Business Associations, Pages 414–418

Walkovszky v. Carlton

Court of Appeals of New York, 1966


Plaintiff was hit by a taxi negligently operated by defendant Marchese and owned by defendant Seon Cab Corporation, of which defendant Carlton was a stockholder. Carlton also owned stock in nine other corporations like Seon, each owning and operating two taxis and impliedly carrying the minimum liability insurance. Although seemingly independent, the ten companies were allegedly operated as a single enterprise.

Procedural History:

  • The court at Special Term granted defendant's motion to dismiss.

  • Appellate Division reversed.


Was the defendant individually liable if his companies acted as one enterprise?
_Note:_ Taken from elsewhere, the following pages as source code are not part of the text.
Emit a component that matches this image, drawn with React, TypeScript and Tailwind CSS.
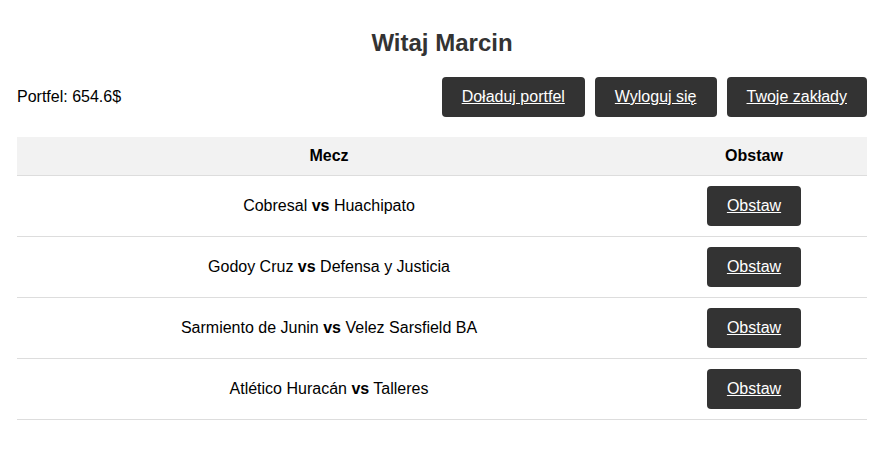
const matches = [
  { home: "Cobresal", away: "Huachipato" },
  { home: "Godoy Cruz", away: "Defensa y Justicia" },
  { home: "Sarmiento de Junin", away: "Velez Sarsfield BA" },
  { home: "Atlético Huracán", away: "Talleres" },
];

const btn =
  "inline-block h-10 rounded bg-[#333] px-5 text-base leading-10 text-white underline";

export default function App() {
  return (
    <div className="min-h-screen bg-white font-['Liberation_Sans',Arial,sans-serif] text-black">
      <div className="ml-[17px] w-[850px] pt-[29px]">
        <h1 className="text-center text-2xl font-bold leading-7 text-[#333]">Witaj Marcin</h1>

        <div className="mt-5 flex items-center justify-between">
          <p className="text-base">Portfel: 654.6$</p>
          <div className="flex gap-2.5">
            <a href="#" className={btn}>Doładuj portfel</a>
            <a href="#" className={btn}>Wyloguj się</a>
            <a href="#" className={btn}>Twoje zakłady</a>
          </div>
        </div>

        <table className="mt-5 w-full border-collapse text-base">
          <thead>
            <tr className="bg-[#f2f2f2]">
              <th className="w-[624px] border-b border-[#ddd] px-2.5 py-2.5 text-center font-bold leading-[18px]">Mecz</th>
              <th className="border-b border-[#ddd] px-2.5 py-2.5 text-center font-bold leading-[18px]">Obstaw</th>
            </tr>
          </thead>
          <tbody>
            {matches.map((m) => (
              <tr key={m.home}>
                <td className="border-b border-[#ddd] px-2.5 py-2.5 text-center">
                  {m.home} <b>vs</b> {m.away}
                </td>
                <td className="border-b border-[#ddd] px-2.5 py-2.5 text-center">
                  <a href="#" className={btn}>Obstaw</a>
                </td>
              </tr>
            ))}
          </tbody>
        </table>
      </div>
    </div>
  );
}
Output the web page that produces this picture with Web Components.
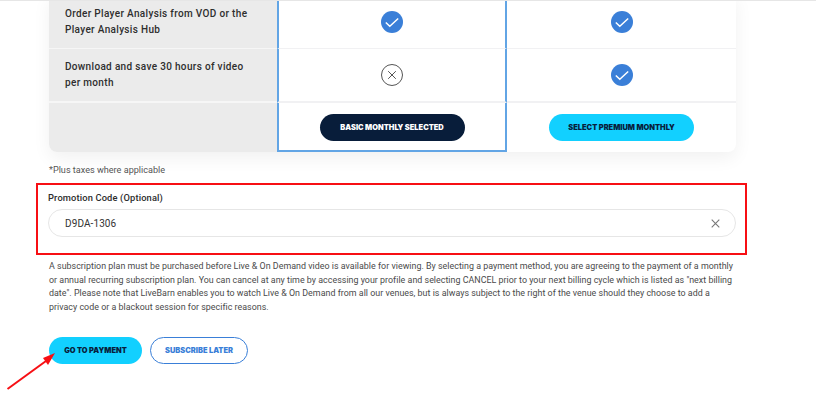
<!DOCTYPE html>
<html><head><meta charset="utf-8"><style>
html,body{margin:0;height:414px;overflow:hidden;background:#fff;font-family:Roboto,sans-serif}
</style></head><body>
<plan-page></plan-page>
<script>
const def=(n,h,init)=>customElements.define(n,class extends HTMLElement{constructor(){super();this.attachShadow({mode:'open'}).innerHTML=h;}connectedCallback(){init&&init(this)}});
const CHECK=`<svg width="22" height="22" viewBox="0 0 22 22"><circle cx="11" cy="11" r="11" fill="#3a7fd8"/><path d="M4.800 11.500l4 3.800 8.400-7.800" fill="none" stroke="#fff" stroke-width="1.500"/></svg>`;
const CROSS=`<svg width="22" height="22" viewBox="0 0 22 22"><circle cx="11" cy="11" r="10.500" fill="#fff" stroke="#555" stroke-width="1"/><path d="M7.200 7.200l7.600 7.600M14.800 7.200l-7.600 7.600" fill="none" stroke="#555" stroke-width="1"/></svg>`;
def('lb-mark',`<style>:host{display:inline-flex}</style><span id="i" style="display:inline-flex"></span>`,e=>{e.shadowRoot.getElementById('i').innerHTML=e.getAttribute('type')==='cross'?CROSS:CHECK});
def('lb-button',`<style>
:host{display:inline-flex;align-items:center;justify-content:center;box-sizing:border-box;height:27px;border-radius:14px;font:900 7.450px Inter,sans-serif;white-space:nowrap;background:#12d0ff;color:#08203c}
:host([kind=dark]){background:#081d3a;color:#fff}
:host([kind=outline]){background:#fff;color:#3a7fd8;border:1.500px solid #3a7fd8}
</style><slot></slot>`);
def('plan-row',`<style>
:host{display:grid;grid-template-columns:228px 230px 229px;height:var(--h,48px)}
.l{background:#ebebeb;padding:0 20px 0 16px;display:flex;align-items:center;font:500 10px/16px Roboto,sans-serif;letter-spacing:.33px;color:#2e2e2e;border-bottom:var(--b,1px) solid #f6f6f6}
.c{display:flex;align-items:center;justify-content:center;border-bottom:var(--b,1px) solid #f1f1f3}
.m{border-left:2px solid #62a5e5;border-right:2px solid #62a5e5}
:host([last]) .l,:host([last]) .c{border-bottom:0}
:host([last]) .l{border-bottom-left-radius:8px}
:host([last]) .m{border-bottom:2px solid #62a5e5;padding-top:2px}
</style><div class="l"><slot name="label"></slot></div><div class="c m"><slot name="basic"></slot></div><div class="c"><slot name="premium"></slot></div>`);
def('plan-table',`<style>
:host{display:block;width:687px;margin-top:-5px;background:#fff;border-radius:0 0 8px 8px;box-shadow:0 6px 18px rgba(0,0,0,.06)}
</style><slot></slot>`);
def('promo-field',`<style>
:host{display:block;box-sizing:border-box;margin:0 -11px 0 -13px;height:72px;border:2px solid #f70f14;padding:6px 9px 0 10px}
.t{font:500 9.300px/13px Roboto,sans-serif;letter-spacing:.15px;color:#2c2c2c}
.f{margin-top:5px;box-sizing:border-box;height:28px;border:1px solid #e6e6e6;border-radius:14px;display:flex;align-items:center;justify-content:space-between;padding:0 15px 0 16px;font:400 10px Roboto,sans-serif;letter-spacing:.1px;color:#333}
svg{display:block}
</style><div class="t">Promotion Code (Optional)</div><div class="f"><span>D9DA-1306</span><svg width="9" height="9" viewBox="0 0 9 9"><path d="M.7.7l7.600 7.600M8.300.7L.7 8.300" stroke="#777" stroke-width="1.100" fill="none"/></svg></div>`);
def('plan-page',`<style>
:host{display:block;position:relative;height:414px;overflow:hidden;box-sizing:border-box;width:816px}
.wrap{width:687px;margin-left:49px}
.top{position:absolute;left:0;top:0;width:816px;height:1px;background:#e6e6e6;z-index:2}
.tax{font:400 9.100px/13px Roboto,sans-serif;color:#555;margin:12px 0 6px}
.legal{font:400 8.900px/13.500px Roboto,sans-serif;letter-spacing:.02px;color:#4a4a4a;margin:5px 0 0;white-space:nowrap}
.btns{display:flex;gap:8px;margin-top:23px}
.arrow{position:absolute;left:0;top:330px}
</style>
<div class="top"></div>
<div class="wrap">
<plan-table>
<plan-row style="--h:54px"><span slot="label">Order Player Analysis from VOD or the Player Analysis Hub</span><lb-mark slot="basic"></lb-mark><lb-mark slot="premium"></lb-mark></plan-row>
<plan-row style="--h:54px;--b:2px"><span slot="label">Download and save 30 hours of video per month</span><lb-mark slot="basic" type="cross"></lb-mark><lb-mark slot="premium"></lb-mark></plan-row>
<plan-row style="--h:49px" last><span slot="label"></span><lb-button slot="basic" kind="dark" style="width:145px">BASIC MONTHLY SELECTED</lb-button><lb-button slot="premium" style="width:145px">SELECT PREMIUM MONTHLY</lb-button></plan-row>
</plan-table>
<div class="tax">*Plus taxes where applicable</div>
<promo-field></promo-field>
<p class="legal">A subscription plan must be purchased before Live &amp; On Demand video is available for viewing. By selecting a payment method, you are agreeing to the payment of a monthly<br>or annual recurring subscription plan. You can cancel at any time by accessing your profile and selecting CANCEL prior to your next billing cycle which is listed as "next billing<br>date". Please note that LiveBarn enables you to watch Live &amp; On Demand from all our venues, but is always subject to the right of the venue should they choose to add a<br>privacy code or a blackout session for specific reasons.</p>
<div class="btns"><lb-button style="width:93px">GO TO PAYMENT</lb-button><lb-button kind="outline" style="width:98px">SUBSCRIBE LATER</lb-button></div>
</div>
<svg class="arrow" width="60" height="62" viewBox="0 0 60 62"><path d="M7.500 59L46 31" stroke="#f70f14" stroke-width="2" fill="none"/><path d="M55 23L43 28L48 35Z" fill="#f70f14"/></svg>`);
</script></body></html>
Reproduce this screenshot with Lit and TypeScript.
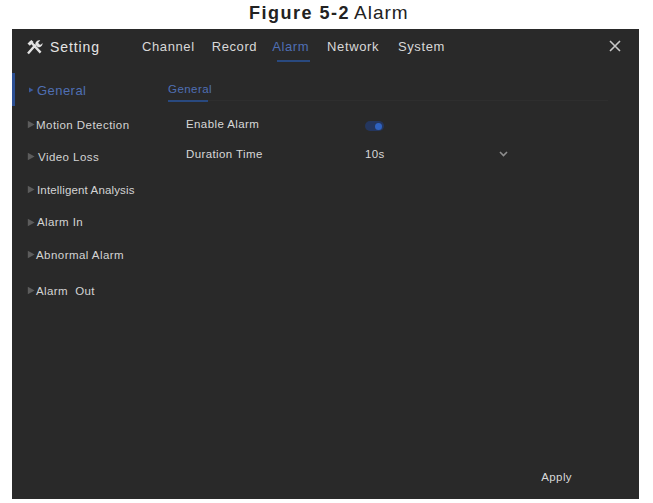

If a larger company owned the ten, that company would be liable under the principle of respondeat superior, but not the sister companies. If the defendant owned only one company, he would not be personally liable. If the minimum insurance was inadequate, that is an issue for the legislature. They are not required to carry above that minimum. To carry only the minimum insurance does not constitute fraud.

Nothing here would justify piercing the corporate veil. Although it is alleged, there is no evidence that defendant was intermingling corporate assets with his own. It does not matter the size of the cab company that hits someone. The victim's rights are the same either way.


No, the defendant was not personally liable because he operated several similar small corporations. Reversed.

Dissenting Opinion:

Keating: The defendant Carlton should be liable for the negligence. His corporations were intentionally undercapitalized for the purpose of avoiding responsibility for acts arising out of the operation of their taxis, and he drained their income out of them for this purpose. This is an abuse of the privilege of limited liability. This is inequitable and violates public policy to provide recovery for those injured thorough the negligence of others.

When the legislature set the required minimum liability insurance at $10,000, it did not intend to provide shield those who organized corporations with the specific intent of avoiding responsibility to the public. It would have believed that those with substantial assets would take out much more insurance to protect their assets.

Holding that a shareholder may be held personally responsible for his corporation's liabilities when it was organized with insufficient capital to meet liabilities certain to arise would only affect people that abuse the corporate privilege at the expense of the public interest, such as is the case here. The Appellate Division should be affirmed.